Task description: Lines that hold the word "this" should be located and copied.

━━━━━━━━━━

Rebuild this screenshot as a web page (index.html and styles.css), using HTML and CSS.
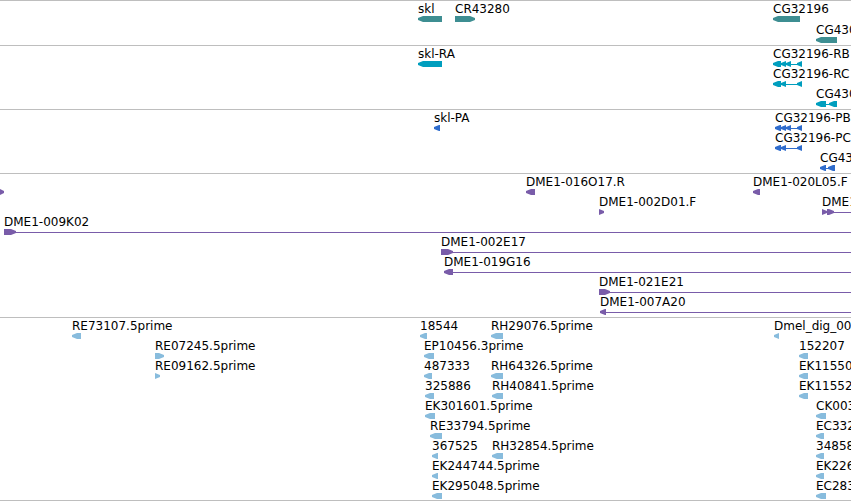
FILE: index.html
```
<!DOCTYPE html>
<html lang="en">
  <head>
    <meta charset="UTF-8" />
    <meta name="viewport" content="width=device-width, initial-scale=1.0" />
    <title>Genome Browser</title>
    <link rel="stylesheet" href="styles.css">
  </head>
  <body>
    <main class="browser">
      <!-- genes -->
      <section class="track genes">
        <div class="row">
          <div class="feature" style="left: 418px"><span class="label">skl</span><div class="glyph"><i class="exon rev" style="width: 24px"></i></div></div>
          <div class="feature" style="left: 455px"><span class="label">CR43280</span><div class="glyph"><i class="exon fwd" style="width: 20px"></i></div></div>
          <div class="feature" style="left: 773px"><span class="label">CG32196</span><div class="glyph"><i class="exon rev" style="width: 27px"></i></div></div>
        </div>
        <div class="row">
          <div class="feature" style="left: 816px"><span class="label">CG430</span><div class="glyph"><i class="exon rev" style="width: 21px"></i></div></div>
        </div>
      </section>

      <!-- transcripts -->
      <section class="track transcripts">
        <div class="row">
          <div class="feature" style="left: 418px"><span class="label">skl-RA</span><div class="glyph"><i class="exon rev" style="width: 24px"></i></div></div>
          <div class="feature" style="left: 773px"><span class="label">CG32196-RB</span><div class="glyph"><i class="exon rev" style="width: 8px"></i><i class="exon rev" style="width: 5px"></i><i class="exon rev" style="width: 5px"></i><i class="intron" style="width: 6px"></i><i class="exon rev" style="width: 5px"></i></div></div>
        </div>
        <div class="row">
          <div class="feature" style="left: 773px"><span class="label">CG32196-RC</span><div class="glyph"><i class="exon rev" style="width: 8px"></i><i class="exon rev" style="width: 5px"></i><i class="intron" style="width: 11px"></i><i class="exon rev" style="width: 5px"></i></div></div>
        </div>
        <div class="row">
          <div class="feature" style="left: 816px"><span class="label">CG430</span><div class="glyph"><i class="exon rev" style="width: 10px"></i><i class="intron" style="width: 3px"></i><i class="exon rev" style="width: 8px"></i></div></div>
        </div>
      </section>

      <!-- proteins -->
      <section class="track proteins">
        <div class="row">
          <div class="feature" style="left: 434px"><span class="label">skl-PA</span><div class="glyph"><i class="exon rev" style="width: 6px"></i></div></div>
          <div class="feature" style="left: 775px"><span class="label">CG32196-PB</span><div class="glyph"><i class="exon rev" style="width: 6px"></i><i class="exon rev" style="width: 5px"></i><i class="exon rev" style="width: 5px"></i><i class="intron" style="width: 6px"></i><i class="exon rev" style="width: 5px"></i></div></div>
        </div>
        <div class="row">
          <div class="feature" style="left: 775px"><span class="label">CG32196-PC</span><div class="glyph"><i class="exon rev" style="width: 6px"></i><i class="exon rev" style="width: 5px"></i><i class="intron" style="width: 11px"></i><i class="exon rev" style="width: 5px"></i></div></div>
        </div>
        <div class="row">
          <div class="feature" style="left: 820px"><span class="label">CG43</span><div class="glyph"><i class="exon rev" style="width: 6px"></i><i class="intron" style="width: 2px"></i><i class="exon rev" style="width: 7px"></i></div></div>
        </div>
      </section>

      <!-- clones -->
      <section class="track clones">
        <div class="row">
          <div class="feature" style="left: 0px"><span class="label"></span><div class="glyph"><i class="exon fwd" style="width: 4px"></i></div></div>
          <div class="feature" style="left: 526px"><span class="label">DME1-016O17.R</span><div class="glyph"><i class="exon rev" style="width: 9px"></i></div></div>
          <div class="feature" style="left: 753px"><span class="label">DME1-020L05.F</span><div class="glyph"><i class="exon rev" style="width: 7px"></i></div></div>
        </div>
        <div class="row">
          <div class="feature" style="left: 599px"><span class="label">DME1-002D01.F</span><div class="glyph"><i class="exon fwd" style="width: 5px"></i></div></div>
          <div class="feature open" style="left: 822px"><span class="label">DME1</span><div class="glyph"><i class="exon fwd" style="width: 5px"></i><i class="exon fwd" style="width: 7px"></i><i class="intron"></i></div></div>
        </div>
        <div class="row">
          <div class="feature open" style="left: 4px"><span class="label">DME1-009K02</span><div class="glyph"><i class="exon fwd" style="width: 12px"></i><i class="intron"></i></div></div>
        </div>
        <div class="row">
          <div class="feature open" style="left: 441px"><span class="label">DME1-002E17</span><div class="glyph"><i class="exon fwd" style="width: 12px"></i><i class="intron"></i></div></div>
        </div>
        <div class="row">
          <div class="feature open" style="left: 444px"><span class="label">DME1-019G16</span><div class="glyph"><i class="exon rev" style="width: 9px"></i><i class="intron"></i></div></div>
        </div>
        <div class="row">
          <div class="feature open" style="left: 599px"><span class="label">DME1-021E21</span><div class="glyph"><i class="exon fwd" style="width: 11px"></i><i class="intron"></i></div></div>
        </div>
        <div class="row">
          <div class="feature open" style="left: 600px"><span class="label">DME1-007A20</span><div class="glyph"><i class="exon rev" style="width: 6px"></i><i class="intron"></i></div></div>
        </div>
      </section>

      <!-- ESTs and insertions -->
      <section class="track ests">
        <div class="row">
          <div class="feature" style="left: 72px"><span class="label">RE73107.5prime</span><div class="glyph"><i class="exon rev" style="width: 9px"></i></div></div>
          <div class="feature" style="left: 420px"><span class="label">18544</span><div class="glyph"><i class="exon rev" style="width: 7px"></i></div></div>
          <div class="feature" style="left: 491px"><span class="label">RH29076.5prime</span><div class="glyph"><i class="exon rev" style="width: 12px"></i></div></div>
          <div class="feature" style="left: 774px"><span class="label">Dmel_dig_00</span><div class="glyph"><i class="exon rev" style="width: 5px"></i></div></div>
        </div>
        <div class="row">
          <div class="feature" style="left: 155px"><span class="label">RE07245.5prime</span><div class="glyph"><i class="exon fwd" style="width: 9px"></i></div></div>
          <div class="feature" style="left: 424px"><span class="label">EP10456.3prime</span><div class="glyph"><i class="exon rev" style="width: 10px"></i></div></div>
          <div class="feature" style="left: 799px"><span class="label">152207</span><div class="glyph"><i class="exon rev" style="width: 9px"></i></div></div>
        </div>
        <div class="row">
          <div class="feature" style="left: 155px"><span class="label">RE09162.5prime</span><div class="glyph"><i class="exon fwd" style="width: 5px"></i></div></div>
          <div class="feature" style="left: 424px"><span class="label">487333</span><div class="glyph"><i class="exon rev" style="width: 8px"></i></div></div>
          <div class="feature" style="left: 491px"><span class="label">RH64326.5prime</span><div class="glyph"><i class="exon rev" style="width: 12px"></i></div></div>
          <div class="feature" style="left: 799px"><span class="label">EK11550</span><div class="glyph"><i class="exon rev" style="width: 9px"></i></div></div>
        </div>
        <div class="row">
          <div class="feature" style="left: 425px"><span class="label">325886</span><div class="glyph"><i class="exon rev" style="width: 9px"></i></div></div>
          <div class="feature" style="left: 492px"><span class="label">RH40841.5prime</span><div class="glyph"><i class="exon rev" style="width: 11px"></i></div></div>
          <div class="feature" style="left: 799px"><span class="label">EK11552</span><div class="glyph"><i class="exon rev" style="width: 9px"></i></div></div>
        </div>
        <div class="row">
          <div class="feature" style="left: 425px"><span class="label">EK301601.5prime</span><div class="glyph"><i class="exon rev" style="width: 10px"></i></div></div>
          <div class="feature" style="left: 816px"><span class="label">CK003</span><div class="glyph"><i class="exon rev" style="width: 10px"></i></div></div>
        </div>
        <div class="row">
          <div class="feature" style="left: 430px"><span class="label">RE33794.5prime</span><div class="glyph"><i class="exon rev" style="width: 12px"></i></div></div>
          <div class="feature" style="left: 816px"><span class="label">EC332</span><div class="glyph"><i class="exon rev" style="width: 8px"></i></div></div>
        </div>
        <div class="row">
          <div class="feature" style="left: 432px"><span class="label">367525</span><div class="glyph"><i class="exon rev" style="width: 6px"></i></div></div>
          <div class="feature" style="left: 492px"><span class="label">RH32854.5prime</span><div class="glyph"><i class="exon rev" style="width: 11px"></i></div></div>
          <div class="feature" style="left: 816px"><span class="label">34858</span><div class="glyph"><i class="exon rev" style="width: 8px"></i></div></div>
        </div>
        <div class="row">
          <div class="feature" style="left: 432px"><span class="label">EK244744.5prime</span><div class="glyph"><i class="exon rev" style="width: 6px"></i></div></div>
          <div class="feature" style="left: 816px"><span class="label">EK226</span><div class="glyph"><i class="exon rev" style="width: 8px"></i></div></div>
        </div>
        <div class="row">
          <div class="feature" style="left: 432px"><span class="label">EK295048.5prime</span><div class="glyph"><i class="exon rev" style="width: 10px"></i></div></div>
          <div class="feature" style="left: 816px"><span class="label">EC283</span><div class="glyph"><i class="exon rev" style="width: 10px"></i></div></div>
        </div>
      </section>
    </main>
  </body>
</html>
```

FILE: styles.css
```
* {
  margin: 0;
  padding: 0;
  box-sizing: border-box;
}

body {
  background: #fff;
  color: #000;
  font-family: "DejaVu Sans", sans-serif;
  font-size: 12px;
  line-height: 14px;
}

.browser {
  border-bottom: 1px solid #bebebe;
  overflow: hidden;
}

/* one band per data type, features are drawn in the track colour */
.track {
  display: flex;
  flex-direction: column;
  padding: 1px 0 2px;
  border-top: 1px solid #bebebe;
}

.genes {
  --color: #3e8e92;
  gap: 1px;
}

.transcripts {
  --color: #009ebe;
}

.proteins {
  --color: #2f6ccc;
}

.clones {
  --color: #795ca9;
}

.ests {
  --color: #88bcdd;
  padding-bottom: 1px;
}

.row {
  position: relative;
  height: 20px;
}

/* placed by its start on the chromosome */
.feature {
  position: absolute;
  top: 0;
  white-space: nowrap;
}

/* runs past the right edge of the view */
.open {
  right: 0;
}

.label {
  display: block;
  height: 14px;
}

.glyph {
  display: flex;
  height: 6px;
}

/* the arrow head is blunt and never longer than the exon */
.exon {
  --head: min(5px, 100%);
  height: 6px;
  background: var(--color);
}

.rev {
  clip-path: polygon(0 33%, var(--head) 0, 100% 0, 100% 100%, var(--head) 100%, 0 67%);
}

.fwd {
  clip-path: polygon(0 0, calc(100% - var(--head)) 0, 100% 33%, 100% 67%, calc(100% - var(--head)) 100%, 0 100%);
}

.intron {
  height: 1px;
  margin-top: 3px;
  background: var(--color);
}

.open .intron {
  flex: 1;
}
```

━━━━━━━━━━

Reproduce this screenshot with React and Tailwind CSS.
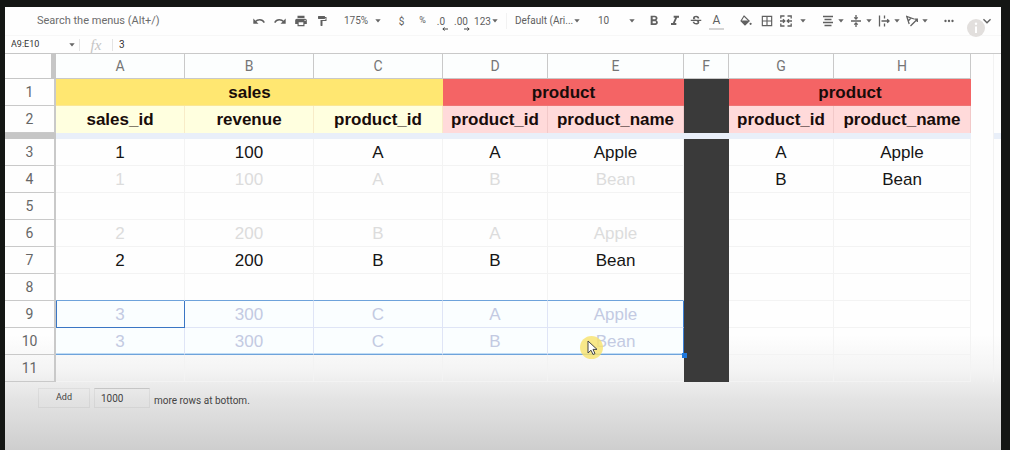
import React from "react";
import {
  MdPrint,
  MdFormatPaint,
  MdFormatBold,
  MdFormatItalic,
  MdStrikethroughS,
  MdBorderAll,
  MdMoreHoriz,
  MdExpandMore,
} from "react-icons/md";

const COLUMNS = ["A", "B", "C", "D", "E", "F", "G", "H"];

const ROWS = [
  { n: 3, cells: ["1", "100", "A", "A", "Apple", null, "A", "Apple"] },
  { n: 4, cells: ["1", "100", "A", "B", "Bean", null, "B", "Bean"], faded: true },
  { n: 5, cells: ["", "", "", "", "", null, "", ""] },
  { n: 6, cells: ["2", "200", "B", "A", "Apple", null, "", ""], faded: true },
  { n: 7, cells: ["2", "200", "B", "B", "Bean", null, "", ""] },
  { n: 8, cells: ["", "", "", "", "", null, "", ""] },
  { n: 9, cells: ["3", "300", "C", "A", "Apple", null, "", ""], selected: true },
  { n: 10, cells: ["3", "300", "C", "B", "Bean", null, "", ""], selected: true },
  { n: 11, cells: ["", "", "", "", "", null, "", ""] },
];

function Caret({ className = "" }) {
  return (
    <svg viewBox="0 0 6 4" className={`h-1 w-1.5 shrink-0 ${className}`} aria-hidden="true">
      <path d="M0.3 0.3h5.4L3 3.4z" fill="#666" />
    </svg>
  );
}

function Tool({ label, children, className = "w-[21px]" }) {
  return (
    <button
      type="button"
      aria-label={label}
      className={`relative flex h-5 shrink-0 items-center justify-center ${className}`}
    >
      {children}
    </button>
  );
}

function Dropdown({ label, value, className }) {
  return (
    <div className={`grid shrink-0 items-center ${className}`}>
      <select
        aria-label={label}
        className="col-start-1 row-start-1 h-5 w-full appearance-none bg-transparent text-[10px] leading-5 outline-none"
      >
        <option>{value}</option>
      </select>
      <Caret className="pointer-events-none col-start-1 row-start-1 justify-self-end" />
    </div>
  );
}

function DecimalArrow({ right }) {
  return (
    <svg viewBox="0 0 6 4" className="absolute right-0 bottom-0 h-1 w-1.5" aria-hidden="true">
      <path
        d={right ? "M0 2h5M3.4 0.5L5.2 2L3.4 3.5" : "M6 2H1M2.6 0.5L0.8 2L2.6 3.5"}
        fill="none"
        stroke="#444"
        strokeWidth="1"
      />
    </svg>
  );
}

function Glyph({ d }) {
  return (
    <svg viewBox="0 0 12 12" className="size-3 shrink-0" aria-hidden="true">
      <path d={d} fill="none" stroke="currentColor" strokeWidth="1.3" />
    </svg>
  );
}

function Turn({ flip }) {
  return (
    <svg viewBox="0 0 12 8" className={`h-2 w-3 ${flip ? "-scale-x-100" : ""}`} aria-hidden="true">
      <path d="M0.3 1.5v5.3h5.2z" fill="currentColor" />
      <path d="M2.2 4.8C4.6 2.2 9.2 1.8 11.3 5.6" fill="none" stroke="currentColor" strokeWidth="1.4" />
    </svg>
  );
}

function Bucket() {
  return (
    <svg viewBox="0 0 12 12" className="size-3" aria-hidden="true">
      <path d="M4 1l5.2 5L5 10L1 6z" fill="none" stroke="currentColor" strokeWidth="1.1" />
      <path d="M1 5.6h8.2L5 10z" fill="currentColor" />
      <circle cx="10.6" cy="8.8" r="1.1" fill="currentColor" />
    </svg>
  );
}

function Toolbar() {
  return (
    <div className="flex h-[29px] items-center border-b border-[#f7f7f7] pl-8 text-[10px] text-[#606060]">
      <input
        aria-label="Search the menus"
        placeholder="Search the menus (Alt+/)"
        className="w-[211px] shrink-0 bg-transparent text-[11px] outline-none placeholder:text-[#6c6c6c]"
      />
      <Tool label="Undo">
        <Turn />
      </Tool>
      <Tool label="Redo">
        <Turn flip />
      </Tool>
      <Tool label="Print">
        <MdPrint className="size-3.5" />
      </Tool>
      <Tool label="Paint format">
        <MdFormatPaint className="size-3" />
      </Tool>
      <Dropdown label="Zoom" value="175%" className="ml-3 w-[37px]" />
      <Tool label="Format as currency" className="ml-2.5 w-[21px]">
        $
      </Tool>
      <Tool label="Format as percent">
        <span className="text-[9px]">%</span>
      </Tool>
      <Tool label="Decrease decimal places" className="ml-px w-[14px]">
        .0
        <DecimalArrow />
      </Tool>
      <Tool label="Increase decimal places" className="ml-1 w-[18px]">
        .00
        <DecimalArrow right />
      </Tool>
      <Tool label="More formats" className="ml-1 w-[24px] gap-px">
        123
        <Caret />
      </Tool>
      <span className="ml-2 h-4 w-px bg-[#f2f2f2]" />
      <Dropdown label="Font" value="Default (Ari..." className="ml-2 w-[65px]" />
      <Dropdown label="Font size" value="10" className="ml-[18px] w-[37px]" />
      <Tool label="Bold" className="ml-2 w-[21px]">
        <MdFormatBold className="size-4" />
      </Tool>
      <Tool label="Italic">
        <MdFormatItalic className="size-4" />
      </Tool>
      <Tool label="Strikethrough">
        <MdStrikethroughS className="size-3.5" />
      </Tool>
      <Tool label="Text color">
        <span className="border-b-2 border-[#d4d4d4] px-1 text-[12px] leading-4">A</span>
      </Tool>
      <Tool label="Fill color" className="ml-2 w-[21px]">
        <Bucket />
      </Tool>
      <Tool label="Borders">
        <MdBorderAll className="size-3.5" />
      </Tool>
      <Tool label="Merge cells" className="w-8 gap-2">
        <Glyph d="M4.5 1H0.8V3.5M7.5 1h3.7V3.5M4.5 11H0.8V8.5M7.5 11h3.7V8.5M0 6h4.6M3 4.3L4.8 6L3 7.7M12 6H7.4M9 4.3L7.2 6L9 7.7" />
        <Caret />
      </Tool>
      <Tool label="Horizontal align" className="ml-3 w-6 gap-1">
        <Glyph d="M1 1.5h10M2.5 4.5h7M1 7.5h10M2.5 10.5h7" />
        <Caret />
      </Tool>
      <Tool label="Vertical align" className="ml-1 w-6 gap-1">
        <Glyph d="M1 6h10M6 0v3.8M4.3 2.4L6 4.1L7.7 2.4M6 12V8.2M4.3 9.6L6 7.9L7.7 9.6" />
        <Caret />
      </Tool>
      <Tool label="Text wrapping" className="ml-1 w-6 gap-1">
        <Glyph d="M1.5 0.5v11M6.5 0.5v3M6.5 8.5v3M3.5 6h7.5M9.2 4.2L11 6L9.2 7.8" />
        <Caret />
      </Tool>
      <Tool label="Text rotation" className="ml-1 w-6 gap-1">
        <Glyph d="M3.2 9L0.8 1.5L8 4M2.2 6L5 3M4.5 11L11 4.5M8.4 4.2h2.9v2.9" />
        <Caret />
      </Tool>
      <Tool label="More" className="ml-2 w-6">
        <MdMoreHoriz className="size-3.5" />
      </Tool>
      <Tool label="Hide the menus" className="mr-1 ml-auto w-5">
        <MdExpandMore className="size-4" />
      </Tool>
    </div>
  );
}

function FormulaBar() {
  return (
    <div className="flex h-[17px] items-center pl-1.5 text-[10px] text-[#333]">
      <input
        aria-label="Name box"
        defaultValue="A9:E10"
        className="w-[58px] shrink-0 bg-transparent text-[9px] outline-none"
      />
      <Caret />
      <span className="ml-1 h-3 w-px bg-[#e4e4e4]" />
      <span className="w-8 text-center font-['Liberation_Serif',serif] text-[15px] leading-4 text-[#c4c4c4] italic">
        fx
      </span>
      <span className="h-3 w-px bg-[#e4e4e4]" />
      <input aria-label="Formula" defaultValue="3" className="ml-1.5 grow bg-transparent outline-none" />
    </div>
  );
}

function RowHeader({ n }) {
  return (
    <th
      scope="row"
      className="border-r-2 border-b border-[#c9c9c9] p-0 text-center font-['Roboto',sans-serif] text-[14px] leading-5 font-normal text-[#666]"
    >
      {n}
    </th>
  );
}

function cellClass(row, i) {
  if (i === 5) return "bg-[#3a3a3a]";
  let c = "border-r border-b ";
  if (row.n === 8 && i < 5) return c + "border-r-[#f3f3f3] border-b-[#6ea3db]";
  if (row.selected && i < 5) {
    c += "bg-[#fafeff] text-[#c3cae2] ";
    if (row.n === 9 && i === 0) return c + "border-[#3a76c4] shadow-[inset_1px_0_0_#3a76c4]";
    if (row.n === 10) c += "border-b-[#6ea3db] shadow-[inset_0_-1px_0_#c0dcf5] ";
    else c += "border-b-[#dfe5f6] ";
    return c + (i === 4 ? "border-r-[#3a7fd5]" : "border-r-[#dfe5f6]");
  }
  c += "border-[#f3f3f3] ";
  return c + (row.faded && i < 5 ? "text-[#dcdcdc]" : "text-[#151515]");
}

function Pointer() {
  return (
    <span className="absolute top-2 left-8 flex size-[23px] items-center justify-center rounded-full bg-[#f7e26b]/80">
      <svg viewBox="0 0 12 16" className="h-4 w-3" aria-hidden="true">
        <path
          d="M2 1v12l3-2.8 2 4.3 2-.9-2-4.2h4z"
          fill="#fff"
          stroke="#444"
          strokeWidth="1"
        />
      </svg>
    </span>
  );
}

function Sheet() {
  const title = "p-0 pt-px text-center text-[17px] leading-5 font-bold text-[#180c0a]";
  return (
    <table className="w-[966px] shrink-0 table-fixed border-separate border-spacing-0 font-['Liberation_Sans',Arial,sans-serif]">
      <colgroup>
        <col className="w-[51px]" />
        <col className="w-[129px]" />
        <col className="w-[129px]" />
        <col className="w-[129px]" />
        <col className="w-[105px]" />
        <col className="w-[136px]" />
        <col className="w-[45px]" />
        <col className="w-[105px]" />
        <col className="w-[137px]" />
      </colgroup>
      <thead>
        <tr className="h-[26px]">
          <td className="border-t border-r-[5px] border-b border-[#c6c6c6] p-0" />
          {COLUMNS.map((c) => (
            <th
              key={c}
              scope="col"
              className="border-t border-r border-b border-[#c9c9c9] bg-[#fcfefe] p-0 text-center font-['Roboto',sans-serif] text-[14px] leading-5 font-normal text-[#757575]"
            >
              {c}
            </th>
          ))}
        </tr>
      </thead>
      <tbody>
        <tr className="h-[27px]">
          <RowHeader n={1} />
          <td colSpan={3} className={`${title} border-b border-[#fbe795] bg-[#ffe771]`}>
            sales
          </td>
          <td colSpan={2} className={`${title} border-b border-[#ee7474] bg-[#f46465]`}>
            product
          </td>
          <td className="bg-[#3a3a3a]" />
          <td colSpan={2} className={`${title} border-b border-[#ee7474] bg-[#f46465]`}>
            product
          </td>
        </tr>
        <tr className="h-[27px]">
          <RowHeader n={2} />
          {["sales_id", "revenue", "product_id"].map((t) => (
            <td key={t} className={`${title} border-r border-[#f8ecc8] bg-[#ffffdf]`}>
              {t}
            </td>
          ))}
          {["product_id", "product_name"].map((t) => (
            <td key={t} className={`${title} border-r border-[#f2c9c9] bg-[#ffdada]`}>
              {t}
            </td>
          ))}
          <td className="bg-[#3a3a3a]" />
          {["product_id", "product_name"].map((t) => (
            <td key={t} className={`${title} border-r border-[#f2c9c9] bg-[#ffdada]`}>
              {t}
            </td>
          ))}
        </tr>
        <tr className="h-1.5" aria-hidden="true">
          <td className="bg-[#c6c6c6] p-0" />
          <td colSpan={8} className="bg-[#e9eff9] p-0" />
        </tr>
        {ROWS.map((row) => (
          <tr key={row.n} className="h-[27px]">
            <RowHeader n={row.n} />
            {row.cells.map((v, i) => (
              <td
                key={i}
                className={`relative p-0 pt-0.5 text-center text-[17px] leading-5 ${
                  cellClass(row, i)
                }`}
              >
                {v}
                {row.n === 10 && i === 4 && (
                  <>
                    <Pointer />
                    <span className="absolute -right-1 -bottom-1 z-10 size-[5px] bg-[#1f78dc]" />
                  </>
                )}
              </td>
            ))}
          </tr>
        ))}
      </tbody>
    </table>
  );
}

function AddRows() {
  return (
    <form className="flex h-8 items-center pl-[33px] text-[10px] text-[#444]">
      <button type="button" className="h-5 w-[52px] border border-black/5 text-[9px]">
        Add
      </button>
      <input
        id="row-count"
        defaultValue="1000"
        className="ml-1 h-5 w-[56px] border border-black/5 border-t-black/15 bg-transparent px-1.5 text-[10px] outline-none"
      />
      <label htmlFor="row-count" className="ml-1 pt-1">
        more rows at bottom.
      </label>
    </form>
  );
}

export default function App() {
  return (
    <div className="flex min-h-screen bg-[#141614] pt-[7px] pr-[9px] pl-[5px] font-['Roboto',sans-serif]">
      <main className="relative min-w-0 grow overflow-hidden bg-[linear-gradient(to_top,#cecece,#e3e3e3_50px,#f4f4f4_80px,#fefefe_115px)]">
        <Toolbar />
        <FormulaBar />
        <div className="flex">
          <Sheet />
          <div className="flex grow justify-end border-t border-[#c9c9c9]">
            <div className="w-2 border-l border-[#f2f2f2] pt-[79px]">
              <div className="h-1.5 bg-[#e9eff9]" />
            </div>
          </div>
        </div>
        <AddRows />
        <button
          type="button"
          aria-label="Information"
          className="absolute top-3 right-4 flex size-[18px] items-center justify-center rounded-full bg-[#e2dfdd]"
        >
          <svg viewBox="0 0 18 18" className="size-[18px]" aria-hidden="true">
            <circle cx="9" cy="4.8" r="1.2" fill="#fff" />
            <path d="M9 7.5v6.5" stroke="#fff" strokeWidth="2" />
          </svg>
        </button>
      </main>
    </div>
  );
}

━━━━━━━━━━

Output below:
Rebuild this screenshot as a web page (index.html and styles.css), using HTML and CSS.
Reproduce this screenshot with React and Tailwind CSS.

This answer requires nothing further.